Star Trek Goes Back to Its (Typographic) Roots
Just like Star Wars: The Force Awakens reintroduced ITC Serif Gothic on its posters, the new Star Trek movies reinstate the lettering from the original television series. The typography proves to be very efficient in branding the collaterals. This allows the teaser poster for Star Trek Beyond to rely simply on the word ‘Beyond’, without even having to mention Star Trek anywhere on the canvas.
The new movie also pays tribute to the iconic poster of the first motion picture.
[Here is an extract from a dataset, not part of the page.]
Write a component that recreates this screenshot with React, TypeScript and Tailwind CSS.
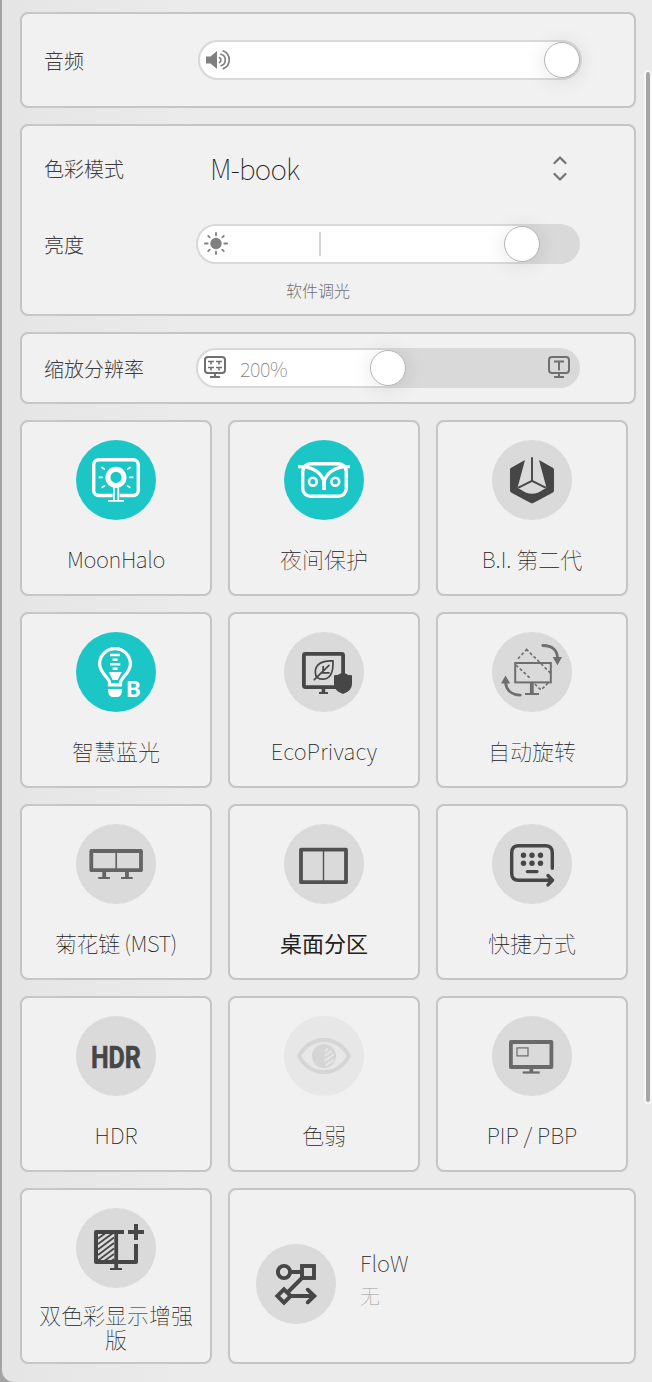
import type { ReactNode } from 'react'

interface Tile {
    label: string;
    icon: ReactNode;
    active?: boolean;
    disabled?: boolean;
    selected?: boolean;
    tracking?: string;
}

interface SliderProps {
    fill: number;
    children?: ReactNode;
}

const MoonHaloIcon = () => (
    <g fill="none" stroke="#fff" strokeLinecap="round">
        <rect x="17.7" y="19.7" width="44.6" height="35.8" rx="5" strokeWidth="3.4" />
        <path d="M40.1 47v13" stroke="#1dc6c6" strokeWidth="7" strokeLinecap="butt" />
        <path d="M37.9 47v13M42.3 47v13" strokeWidth="1.7" strokeLinecap="butt" />
        <circle cx="40" cy="37.4" r="8.1" strokeWidth="5" />
        <path d="M32.8 60.8h14.4" strokeWidth="1.8" />
        <path d="M23.3 37.4h2.8M53.9 37.4h2.8M25.9 27.5l2.4 1.5M54.1 27.5l-2.4 1.5M26.2 47.4l2.2-1.4M53.8 47.4l-2.2-1.4" strokeWidth="1.7" />
    </g>
)

const NightIcon = () => (
    <g fill="none" stroke="#fff">
        <rect x="18.7" y="23.7" width="43.6" height="32.6" rx="8" strokeWidth="3.4" />
        <path d="M14 26.7h6C30 28 38 33.5 40 42c2-8.5 10-14 20-15.3h6" strokeWidth="3.3" />
        <path d="M40 40v10" strokeWidth="3.8" />
        <circle cx="28.9" cy="41.7" r="3.9" strokeWidth="2.6" />
        <circle cx="51.3" cy="41.7" r="3.9" strokeWidth="2.6" />
    </g>
)

const BiIcon = () => (
    <g fill="#464646">
        <path d="M33 20 18.8 27.9Q18 28.4 18 29.5V50.5Q18 51.8 19 52.4L38.7 63Q40 63.7 41.3 63L61 52.4Q62 51.8 62 50.5V29.5Q62 28.4 61.2 27.9L47 20 54.5 48 51.5 49.5Q40 58 28.5 49.5L25.5 48Z" />
        <path d="M26 47.8 40 40.8 54 47.8M40 40.8V17.2" fill="none" stroke="#464646" strokeWidth="1.9" />
    </g>
)

const BlueLightIcon = () => (
    <g fill="#fff">
        <path d="M33.5 52.9V50.5C33.5 46 23.6 41 23.6 32a15.4 15.4 0 0 1 30.8 0C54.4 41 44.5 46 44.5 50.5V52.9Z" fill="none" stroke="#fff" strokeWidth="3.2" />
        <path d="M32 57h14v2.5q-1 5.5-5 5.5h-4q-4 0-5-5.5zM34 21.8h10v2.5H34zM36.6 26.4h5V29h-5zM34 31h10.3v2.5H34zM36.6 35.4h5V38h-5zM32.7 40h13l-4 8h-5z" />
        <text x="50.3" y="65" fontSize="22" fontWeight="700" textLength="14.5" lengthAdjust="spacingAndGlyphs" fontFamily="Roboto, sans-serif">B</text>
    </g>
)

const EcoIcon = () => (
    <g fill="none" stroke="#464646">
        <rect x="19.9" y="21.9" width="39.2" height="33.2" rx="1.5" strokeWidth="3.8" />
        <path d="M39.4 57v4" strokeWidth="3.6" />
        <path d="M35 61h9" strokeWidth="1.9" />
        <path d="M48.9 28.9C37.5 28 31.3 33 31.3 40c0 4.8 3 7.2 7.2 7.2C46 47.2 49.6 41 48.9 28.9Z" strokeWidth="1.7" />
        <path d="M30.3 47.6 45 33.4M39.2 34.5l-.3 5.5M37.5 40.8h7.5" strokeWidth="1.7" strokeLinecap="round" />
        <path d="M59 40.3q4.5 3 9 3V52q0 7-9 10-9-3-9-10v-8.7q4.5 0 9-3Z" fill="#464646" stroke="none" />
    </g>
)

const RotateIcon = () => (
    <g fill="none" stroke="#6e6e6e">
        <rect x="23.2" y="31" width="35.6" height="19.4" strokeWidth="2" />
        <path d="M39.8 51v10.5" strokeWidth="3.8" />
        <path d="M33 62h14" strokeWidth="2" />
        <path d="M34.7 17.5 24 28.8M34.7 17.5 59 41.5M24.5 33.5l14 13M43.3 52.5l5.7 5.5 7-7" strokeWidth="1.7" strokeDasharray="1.6 3.6" strokeLinecap="round" />
        <path d="M50.8 13.5C60 13.5 65.3 18 65.5 26M28.2 63.2C20 63 14.5 58.5 13.5 50.5" strokeWidth="2.8" strokeLinecap="round" />
        <path d="M60.7 25h9.4l-4.7 8.3zM9 51.5h9.2l-4.7-8z" fill="#6e6e6e" stroke="none" />
    </g>
)

const MstIcon = () => (
    <g fill="none" stroke="#646464">
        <rect x="15.3" y="27" width="49.7" height="19.2" strokeWidth="3.8" strokeLinejoin="round" />
        <path d="M40.2 27v20" strokeWidth="1.7" />
        <path d="M28.2 48v5M51 48v5" strokeWidth="3.8" />
        <path d="M22.3 54H34M45 54h11.7" strokeWidth="2" />
    </g>
)

const PartitionIcon = () => (
    <g fill="none" stroke="#505050">
        <rect x="17" y="25.7" width="45" height="32.5" strokeWidth="3.8" strokeLinejoin="round" />
        <path d="M39.5 25.5v33" strokeWidth="1.4" />
    </g>
)

const ShortcutIcon = () => (
    <g fill="none" stroke="#464646" strokeLinecap="round" strokeLinejoin="round" strokeWidth="3.4">
        <path d="M60.3 44.2V28.7q0-7-7-7H26.7q-7 0-7 7v20.5q0 7 7 7H60M56 51.5l4.5 4.7-4.5 4.7" />
        <path d="M35.3 47.6h9.7" strokeWidth="3.2" />
        <g fill="#464646" stroke="none">
            <circle cx="31.5" cy="31.3" r="2.7" />
            <circle cx="40" cy="31.3" r="2.7" />
            <circle cx="48.5" cy="31.3" r="2.7" />
            <circle cx="31.5" cy="39.2" r="2.7" />
            <circle cx="40" cy="39.2" r="2.7" />
            <circle cx="48.5" cy="39.2" r="2.7" />
        </g>
    </g>
)

const HdrIcon = () => (
    <text x="14.9" y="52" fontSize="31" fontWeight="700" fill="#464646" stroke="#464646" strokeWidth="0.6" textLength="50" lengthAdjust="spacingAndGlyphs" fontFamily="Roboto, sans-serif">HDR</text>
)

const EyeIcon = () => (
    <g fill="none" stroke="#d5d5d5">
        <path d="M15 40Q24 24 40 24T65 40Q56 56 40 56T15 40Z" strokeWidth="3.8" strokeLinejoin="round" />
        <circle cx="40" cy="40" r="12" fill="#d5d5d5" stroke="none" />
        <path d="M40.5 35 44 32.5M40.5 40l7-5M40.5 45l9-6.5M41.5 49.5l8-5.5" stroke="#e7e7e7" strokeWidth="1.8" />
    </g>
)

const PipIcon = () => (
    <g fill="none" stroke="#6a6a6a">
        <rect x="18.9" y="26" width="40.5" height="25" strokeWidth="3.8" strokeLinejoin="round" />
        <rect x="25" y="31.9" width="11" height="8" strokeWidth="1.2" />
        <path d="M39.3 53v3" strokeWidth="3.8" />
        <path d="M30.7 56.5h17" strokeWidth="2.2" />
    </g>
)

const DualColorIcon = () => (
    <g fill="none" stroke="#464646" strokeWidth="4">
        <path d="M48 24H20V54H60V36" strokeLinejoin="round" />
        <path d="M40.2 22v39" strokeWidth="3.8" />
        <path d="M34 61h12" strokeWidth="2" />
        <path d="M52 24h16M60 16v16" />
        <path d="M22 30.5l7-5M22 36l15-11M22 41.5l16-12M22 47l16-12M22 52.5l16-12M27.5 53.5 38 46M34 54l4-3" strokeWidth="1.7" />
    </g>
)

const FlowIcon = () => (
    <g fill="none" stroke="#464646" strokeWidth="3.9">
        <circle cx="28" cy="28" r="6.1" />
        <rect x="46" y="22" width="12" height="12" />
        <path d="M34 28h11M46 34 32 48" />
        <path d="M28 45.3 34.7 52 28 58.7 21.3 52Z" />
        <path d="M35 52h22M51.7 45.7 58.3 52l-6.6 6.3" strokeLinecap="round" />
    </g>
)

const tiles: Tile[] = [
    { label: 'MoonHalo', icon: <MoonHaloIcon />, active: true, tracking: 'tracking-[-0.4px]' },
    { label: '夜间保护', icon: <NightIcon />, active: true },
    { label: 'B.I. 第二代', icon: <BiIcon /> },
    { label: '智慧蓝光', icon: <BlueLightIcon />, active: true },
    { label: 'EcoPrivacy', icon: <EcoIcon />, tracking: 'tracking-[0.2px]' },
    { label: '自动旋转', icon: <RotateIcon /> },
    { label: '菊花链 (MST)', icon: <MstIcon />, tracking: 'tracking-[-0.4px]' },
    { label: '桌面分区', icon: <PartitionIcon />, selected: true },
    { label: '快捷方式', icon: <ShortcutIcon /> },
    { label: 'HDR', icon: <HdrIcon /> },
    { label: '色弱', icon: <EyeIcon />, disabled: true },
    { label: 'PIP / PBP', icon: <PipIcon /> },
    { label: '双色彩显示增强版', icon: <DualColorIcon /> },
];

const IconCircle = ({ active, disabled, children }: { active?: boolean; disabled?: boolean; children: ReactNode }) => (
    <div className={`size-20 shrink-0 rounded-full ${active ? 'bg-[#1dc6c6]' : disabled ? 'bg-[#e7e7e7]' : 'bg-[#dadada]'}`}>
        <svg viewBox="0 0 80 80" className="size-20">{children}</svg>
    </div>
)

const Slider = ({ fill, children }: SliderProps) => (
    <div className="relative h-10 w-96 shrink-0 rounded-full bg-[#d9d9d9]">
        <div className="absolute inset-y-0 left-0 rounded-l-full border-2 border-r-0 border-[#d9d9d9] bg-white" style={{ width: fill }} />
        <div
            className="absolute top-0.5 size-9 rounded-full border border-[#b4b4b4] bg-white shadow-[0_2px_22px_rgba(0,0,0,0.11)]"
            style={{ left: fill - 18 }}
        />
        {children}
    </div>
)

const MonitorGlyph = ({ children }: { children: ReactNode }) => (
    <svg viewBox="0 0 24 24" className="mb-0.5 size-6" fill="none" stroke="#707070" strokeWidth="2">
        <rect x="2" y="2" width="20" height="16" rx="3" />
        <path d="M12 18v4M7 22h10" />
        {children}
    </svg>
)

const App = () => {
    return (
        <div className="flex h-[1382px] w-[652px] overflow-hidden bg-[#a4a4a4] font-['Noto_Sans_CJK_SC',sans-serif] font-light text-[#3c3c3c]">
            <div className="ml-0.5 flex flex-1 rounded-bl-xl bg-linear-to-r from-[#e5e5e5] to-[#ebebeb] to-30% pl-[18px] pt-3">
                <div className="flex w-[616px] flex-col gap-4">
                    <div className="flex h-24 shrink-0 items-center rounded-lg border-2 border-[#c5c5c5] bg-[#f1f1f1] pl-[22px]">
                        <span className="w-[154px] pt-0.5 text-xl">音频</span>
                        <Slider fill={364}>
                            <svg viewBox="0 0 26 22" className="absolute left-2 top-[9px] h-[22px] w-[26px]" fill="none" stroke="#808080" strokeWidth="1.7" strokeLinecap="round">
                                <path d="M0 7.5h4.5L11 2v18L4.5 14.5H0z" fill="#808080" stroke="none" />
                                <path d="M13.5 8.7a2.7 2.7 0 0 1 0 4.8M15 5.2a6 6 0 0 1 0 11.5M17.3 2a9.5 9.5 0 0 1 0 17.6" />
                            </svg>
                        </Slider>
                    </div>

                    <div className="h-48 shrink-0 rounded-lg border-2 border-[#c5c5c5] bg-[#f1f1f1] pl-[22px]">
                        <div className="flex h-[84px] items-center pt-0.5">
                            <span className="w-[166px] text-xl">色彩模式</span>
                            <span className="w-[343px] pb-0.5 text-[28px] font-thin tracking-[-0.8px] text-[#202020]">M-book</span>
                            <svg viewBox="0 0 14 26" className="h-[26px] w-3.5" fill="none" stroke="#737373" strokeWidth="2.2" strokeLinecap="round" strokeLinejoin="round">
                                <path d="M1.5 7 7 1.5 12.5 7M1.5 18 7 23.5l5.5-5.5" />
                            </svg>
                        </div>
                        <div className="flex h-[68px] items-center">
                            <span className="w-[152px] pt-0.5 text-xl">亮度</span>
                            <Slider fill={326}>
                                <svg viewBox="0 0 24 24" className="absolute left-2 top-2 size-6" fill="none" stroke="#808080" strokeWidth="1.8" strokeLinecap="round">
                                    <circle cx="12" cy="11.5" r="5.7" fill="#808080" stroke="none" />
                                    <path d="M12 1v2.3M12 19.7V22M.9 11.5h2.8M20.3 11.5h2.8M4.2 3.8l1.5 1.5M18.3 17.7l1.5 1.5M4.2 19.2l1.5-1.5M18.3 5.3l1.5-1.5" />
                                </svg>
                                <div className="absolute left-[123px] top-2 h-6 w-0.5 bg-[#d4d4d4]" />
                            </Slider>
                        </div>
                        <p className="ml-[242px] text-base leading-6 text-[#707070]">软件调光</p>
                    </div>

                    <div className="flex h-[72px] shrink-0 items-center rounded-lg border-2 border-[#c5c5c5] bg-[#f1f1f1] pl-[22px]">
                        <span className="w-[152px] pt-0.5 text-xl">缩放分辨率</span>
                        <Slider fill={192}>
                            <div className="absolute inset-y-0 left-[7px] right-[9px] flex items-center justify-between">
                                <MonitorGlyph>
                                    <path d="M5 6.5h6M13 6.5h6M5 12.5h6M13 12.5h6" strokeWidth="1.4" />
                                    <path d="M8 6v3.5M16 6v3.5M8 12v3.5M16 12v3.5" strokeWidth="1.6" />
                                </MonitorGlyph>
                                <span className="ml-[13px] flex-1 pt-0.5 text-xl font-thin tracking-[-0.4px] text-[#808080]">200%</span>
                                <MonitorGlyph>
                                    <path d="M7 6.5h10M12 6.5v9" />
                                </MonitorGlyph>
                            </div>
                        </Slider>
                    </div>

                    <div className="grid grid-cols-[192px_192px_192px] gap-4">
                        {tiles.map((t) => (
                            <div key={t.label} className="flex h-44 flex-col items-center rounded-lg border-2 border-[#c5c5c5] bg-[#f1f1f1] px-4 pt-[18px]">
                                <IconCircle active={t.active} disabled={t.disabled}>{t.icon}</IconCircle>
                                <div className="mt-1.5 flex h-16 shrink-0 items-center">
                                    <span className={`text-center text-[22px] leading-6 ${t.tracking ?? ''} ${t.selected ? 'font-normal text-[#222222]' : 'font-thin text-[#202020]'}`}>
                                        {t.label}
                                    </span>
                                </div>
                            </div>
                        ))}
                        <div className="flex h-44 w-[408px] items-center rounded-lg border-2 border-[#c5c5c5] bg-[#f1f1f1] pl-[26px] pt-4">
                            <IconCircle><FlowIcon /></IconCircle>
                            <div className="-mt-2.5 ml-6 font-thin">
                                <p className="text-[22px] leading-8 text-[#202020]">FloW</p>
                                <p className="mt-0.5 text-xl leading-8 text-[#a0a0a0]">无</p>
                            </div>
                        </div>
                    </div>
                </div>
                <div className="ml-2 mt-[58px] h-[1034px] w-2 rounded-full border-2 border-[#f7f7f7] bg-[#a5a5a5]" />
            </div>
        </div>
    )
}

export default App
To announce the special fan event held on Friday, May 20th in celebration of the upcoming release of Star Trek Beyond and the 50th anniversary of the franchise, Paramount had a poster created that mirrors Bob Peak’s beautiful artwork. It thoughtfully updates all the elements, simplifying the rainbow and substituting the film lettering for the alphabet from the television series. I kind of miss the grainy texture of the original and its slight naiveté (those rainbow effects on the chiseled edges of the movie logo!), but other than that a job well done. The circle is closed. Yep, I even managed to sneak in a Star Wars reference at the very end!
- All the fonts are collected in the Star Trek Fontlist.
- Read all about the typography of Star Wars in May The Fonts Be With You.
Epilogue
In the comments below Ale Valentini asked about the logo for the new CBS television series Star Trek: Discovery that is launching in the US in January 2017. After some sleuthing I discovered that the Horizon-inspired logo is a customised version of Redrail Superfast by Glenn Parson’s a.k.a. Astroluxdesign. Mystery solved.